BA_Harrison2 May 2018
I saw this film under the very promising title of The Last House on Massacre Street, which automatically brought to mind gritty grindhouse classics like Last House On The Left, The Last House on Dead End Street, and The Last House on The Beach, and the more recent The Last House in the Woods. Unfortunately, the movie proved to be far from the gruelling shocker I had hoped it would be: instead, I got a film that is 90% psychological and 10% supernatural, but only 50% entertaining, the action suffering from some serious pacing issues, a lack of scares, a dearth of blood and guts, and a twist ending that, while fun, seems more suited to an episode of Tales From The Crypt than a full length movie.

The film opens with a young couple, David and Barbara (Arthur Roberts and Robin Strasser), paying a visit to the house that Barbara built, the building to become their home once they are married. But their future together doesn't go quite as planned when, on their wedding day, Barbara catches her new husband getting it on with his ex-girlfriend Ellen (Iva Jean Saraceni); wigging out, Babs wounds David with some scissors and then drives off in a rage. In the following weeks, David shacks up with Ellen, but the pair are menaced by mysterious phone calls and sinister events.

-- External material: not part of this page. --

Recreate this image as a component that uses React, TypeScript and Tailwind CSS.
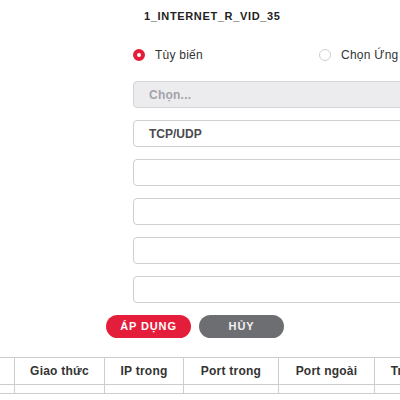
import { Fragment } from 'react'

const fields = ['', 'TCP/UDP', '', '', '', '']

const columns = [
  { label: '', width: 'w-[14px]' },
  { label: 'Giao thức', width: 'w-[90px]' },
  { label: 'IP trong', width: 'w-[79px]' },
  { label: 'Port trong', width: 'w-[95px]' },
  { label: 'Port ngoài', width: 'w-[96px]' },
  { label: 'Trạng thái', width: 'w-[92px]' },
]

const Radio = ({ checked, label }: { checked?: boolean; label: string }) => (
  <div className="flex items-center gap-[10px] shrink-0 whitespace-nowrap">
    {checked ? (
      <span className="w-[12px] h-[12px] shrink-0 rounded-full border-[4px] border-[#e41e3a] bg-white" />
    ) : (
      <span className="w-[12px] h-[12px] shrink-0 rounded-full border border-[#cfcfd2] bg-white" />
    )}
    <span className="text-[12px] leading-[14px] tracking-[0.02em] text-[#333]">{label}</span>
  </div>
)

export default function App() {
  return (
    <div className="w-[400px] h-[400px] overflow-hidden bg-white font-['Liberation_Sans',sans-serif]">
      <div className="h-[32px] flex items-center pl-[144px]">
        <h1 className="text-[11px] font-bold tracking-[0.06em] text-[#222] whitespace-nowrap">
          1_INTERNET_R_VID_35
        </h1>
      </div>

      <div className="mt-[12px] h-[22px] ml-[133px] w-[400px] flex items-center">
        <div className="w-[186px] shrink-0">
          <Radio checked label="Tùy biến" />
        </div>
        <Radio label="Chọn Ứng dụng" />
      </div>

      <div className="mt-[15px] ml-[133px] w-[300px] flex flex-col gap-[12px]">
        <div className="h-[27px] rounded-[4px] border border-[#d4d4d8] bg-[#ececee] flex items-center pl-[15px]">
          <span className="text-[12px] font-bold tracking-[0.02em] text-[#a3a3a8]">Chọn...</span>
        </div>
        {fields.slice(1).map((value, i) => (
          <Fragment key={i}>
            <div className="h-[27px] rounded-[4px] border border-[#cfcfd2] bg-white flex items-center pl-[15px]">
              <span className="text-[12px] font-bold text-[#4a4a4f]">{value}</span>
            </div>
          </Fragment>
        ))}
      </div>

      <div className="mt-[12px] ml-[106px] flex gap-[8px]">
        <button className="w-[85px] h-[23px] rounded-full bg-[#e41e3a] text-white text-[11px] font-bold tracking-[0.08em]">
          ÁP DỤNG
        </button>
        <button className="w-[85px] h-[23px] rounded-full bg-[#6d6e72] text-[#f2f2f2] text-[11px] font-bold tracking-[0.08em]">
          HỦY
        </button>
      </div>

      <div className="mt-[19px] w-[500px] border-t border-[#cdcdd0]">
        <div className="flex h-[27px] border-b border-[#cdcdd0]">
          {columns.map((c, i) => (
            <div
              key={i}
              className={`${c.width} shrink-0 flex items-center justify-center text-[12px] font-bold tracking-[0.02em] text-[#333] whitespace-nowrap ${i > 0 ? 'border-l border-[#cdcdd0]' : ''}`}
            >
              {c.label}
            </div>
          ))}
        </div>
        <div className="flex h-[9px] border-b border-[#cdcdd0]">
          {columns.map((c, i) => (
            <div
              key={i}
              className={`${c.width} shrink-0 ${i > 0 ? 'border-l border-[#cdcdd0]' : ''}`}
            />
          ))}
        </div>
      </div>
    </div>
  )
}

Director Jean-Marie Pélissié conjures up some reasonable atmosphere, making particularly good use of Barbara's sprawling unfinished house in the film's finalé, but other scenes seriously drag, especially the wedding reception, which goes on and on (coming second only to The Deer Hunter as The Most Boring Wedding Party Scene in the History of Cinema). Some gnarly violence would definitely have helped to shake things up a bit, but all we get is a decapitated chicken and a lame axe attack, making it the least exploitative 'Last House' movie of them all.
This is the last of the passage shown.